Start at 2501 Stout Street, be careful to park where you’re not limited to two hours. Walk northwesterly to Champa Street, take a right.
Pass the Curtis Street Deli on your right. The short, little one story building that is in need of restoration is Neal Cassady’s dad’s barber shop. Opposite the barber shop is where the Snowden was.
Continue along Champa street past the Puritan Pie Company, soon to be home to the urban branch of the Rocky Mountain Land Library. Take a right on 27th Ave.
Continue along 27th, past Deep Rock Water to the original five points intersection. Take a 360 view of the intersection, noticing the Rossonian, the mural and the new places to eat. Walk northeasterly to the left along Welston to the Yuye mural on the side of the forthcoming brewery.
Take a left on 28th St.

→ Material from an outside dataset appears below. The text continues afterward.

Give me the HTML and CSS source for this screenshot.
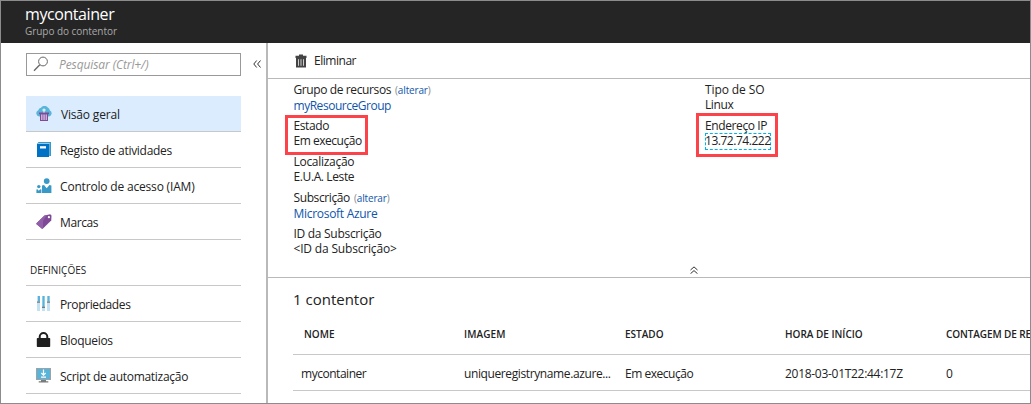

Notice the changes in architecture and successful salvage and restoration as you make your way to Champa again. Take a right on Champa.
Continue to 30th street and take a left. At Curtis take a left. Continue to 27th and take right. Cross Larimer, noticing the new Central market, then take a left into the alley.
You’ll be in Crush alley. It technically goes for several blocks, and the artists have expanded their work all over RiNo, including Blake St, Walnut St, and Broadway. If the art hasn’t made you veer off the route, take a left on 26th, crossing back over Larimer.
At Curtis Street, take a right. At 25th, take a left and return back to Children’s Park where you started.